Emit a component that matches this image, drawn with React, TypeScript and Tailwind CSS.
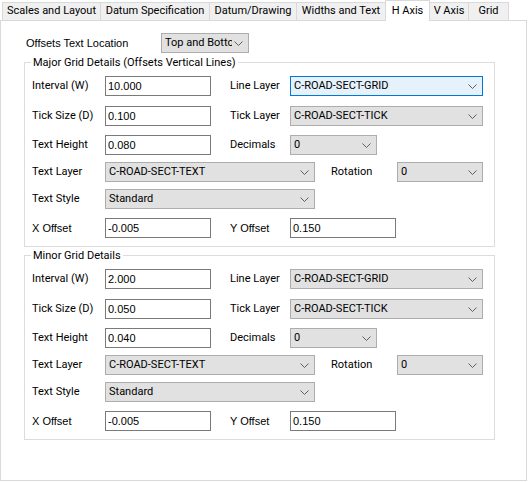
import React from 'react';

const tabs = [
  { label: 'Scales and Layout', w: 'w-[99px]' },
  { label: 'Datum Specification', w: 'w-[110px]' },
  { label: 'Datum/Drawing', w: 'w-[88px]' },
  { label: 'Widths and Text', w: 'w-[90px]' },
  { label: 'H Axis', w: 'w-[45px]', active: true },
  { label: 'V Axis', w: 'w-[40px]' },
  { label: 'Grid', w: 'w-[41px]' },
];

function Chevron() {
  return (
    <svg width="9" height="5" viewBox="0 0 9 5" className="shrink-0">
      <polyline points="0.5,0.5 4.5,4.5 8.5,0.5" fill="none" stroke="#5f5f5f" strokeWidth="1" />
    </svg>
  );
}

function Combo({ value, width, focus }: { value: string; width: string; focus?: boolean }) {
  return (
    <div
      className={`${width} h-[20px] shrink-0 flex items-center gap-[2px] pl-[3px] pr-[5px] border whitespace-nowrap ${
        focus ? 'bg-[#e5f1fb] border-[#0078d7]' : 'bg-[#e1e1e1] border-[#adadad]'
      }`}
    >
      <span className="flex-1 min-w-0 overflow-hidden">{value}</span>
      <Chevron />
    </div>
  );
}

function TextBox({ value, width = 'w-[106px]' }: { value: string; width?: string }) {
  return (
    <div className={`${width} h-[20px] shrink-0 flex items-center pl-[2px] border border-[#7a7a7a] bg-white font-['Liberation_Sans',Arial,sans-serif] text-[11px]`}>
      {value}
    </div>
  );
}

interface GridValues {
  title: string;
  interval: string;
  tick: string;
  height: string;
  xOff: string;
  yOff: string;
  focusLine?: boolean;
}

function GridGroup({ g, className }: { g: GridValues; className: string }) {
  return (
    <fieldset className={`ml-[23px] w-[471px] border border-[#dcdcdc] pb-[8px] ${className}`}>
      <legend className="ml-[6px] px-[2px] leading-[15px]">{g.title}</legend>

      {/* Interval / Line Layer */}
      <div className="flex items-center h-[20px] mt-[6px] pl-[7px]">
        <span className="w-[73px]">Interval (W)</span>
        <TextBox value={g.interval} />
        <span className="ml-[19px] w-[60px]">Line Layer</span>
        <Combo value="C-ROAD-SECT-GRID" width="w-[193px]" focus={g.focusLine} />
      </div>

      {/* Tick Size / Tick Layer */}
      <div className="flex items-center h-[20px] mt-[10px] pl-[7px]">
        <span className="w-[73px]">Tick Size (D)</span>
        <TextBox value={g.tick} />
        <span className="ml-[19px] w-[60px]">Tick Layer</span>
        <Combo value="C-ROAD-SECT-TICK" width="w-[193px]" />
      </div>

      {/* Text Height / Decimals */}
      <div className="flex items-center h-[20px] mt-[9px] pl-[7px]">
        <span className="w-[73px]">Text Height</span>
        <TextBox value={g.height} />
        <span className="ml-[19px] w-[60px]">Decimals</span>
        <Combo value="0" width="w-[87px]" />
      </div>

      {/* Text Layer / Rotation */}
      <div className="flex items-center h-[20px] mt-[7px] pl-[7px]">
        <span className="w-[73px]">Text Layer</span>
        <Combo value="C-ROAD-SECT-TEXT" width="w-[210px]" />
        <span className="ml-[16px] w-[66px]">Rotation</span>
        <Combo value="0" width="w-[86px]" />
      </div>

      {/* Text Style */}
      <div className="flex items-center h-[20px] mt-[7px] pl-[7px]">
        <span className="w-[73px]">Text Style</span>
        <Combo value="Standard" width="w-[210px]" />
      </div>

      {/* Offsets */}
      <div className="flex items-center h-[20px] mt-[9px] pl-[7px]">
        <span className="w-[73px] font-['Liberation_Sans',Arial,sans-serif]">X Offset</span>
        <TextBox value={g.xOff} />
        <span className="ml-[19px] w-[60px] font-['Liberation_Sans',Arial,sans-serif]">Y Offset</span>
        <TextBox value={g.yOff} />
      </div>
    </fieldset>
  );
}

export default function App() {
  const major: GridValues = {
    title: 'Major Grid Details (Offsets Vertical Lines)',
    interval: '10.000',
    tick: '0.100',
    height: '0.080',
    xOff: '-0.005',
    yOff: '0.150',
    focusLine: true,
  };
  const minor: GridValues = {
    title: 'Minor Grid Details',
    interval: '2.000',
    tick: '0.050',
    height: '0.040',
    xOff: '-0.005',
    yOff: '0.150',
  };

  return (
    <div className="w-[529px] h-[482px] bg-white text-black text-[11px] font-['Segoe_UI',Roboto,sans-serif]">
      {/* Tab strip */}
      <div className="relative z-10 flex items-end h-[20px] pl-[2px] whitespace-nowrap">
        {tabs.map((t) =>
          t.active ? (
            <div
              key={t.label}
              className={`${t.w} h-[21px] -mb-px -ml-px shrink-0 flex justify-center pt-[2px] bg-white border border-b-0 border-[#d9d9d9]`}
            >
              {t.label}
            </div>
          ) : (
            <div
              key={t.label}
              className={`${t.w} h-[18px] -ml-px first:ml-0 shrink-0 flex items-center justify-center bg-[#f0f0f0] border border-b-0 border-[#d9d9d9]`}
            >
              {t.label}
            </div>
          )
        )}
      </div>

      {/* Tab page */}
      <div className="w-[527px] h-[461px] border border-[#d9d9d9] bg-white">
        <div className="flex items-center h-[20px] mt-[12px] ml-[25px]">
          <span className="w-[135px] font-['Liberation_Sans',Arial,sans-serif]">Offsets Text Location</span>
          <Combo value="Top and Bottom" width="w-[88px]" />
        </div>

        <GridGroup g={major} className="mt-[2px]" />
        <GridGroup g={minor} className="mt-[1px]" />
      </div>
    </div>
  );
}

+--

**REQUIREMENT**
Using the listing above, pick out each line that contains the word "React", then copy it.

**FINISHED TASK**
Emit a component that matches this image, drawn with React, TypeScript and Tailwind CSS.
import React from 'react';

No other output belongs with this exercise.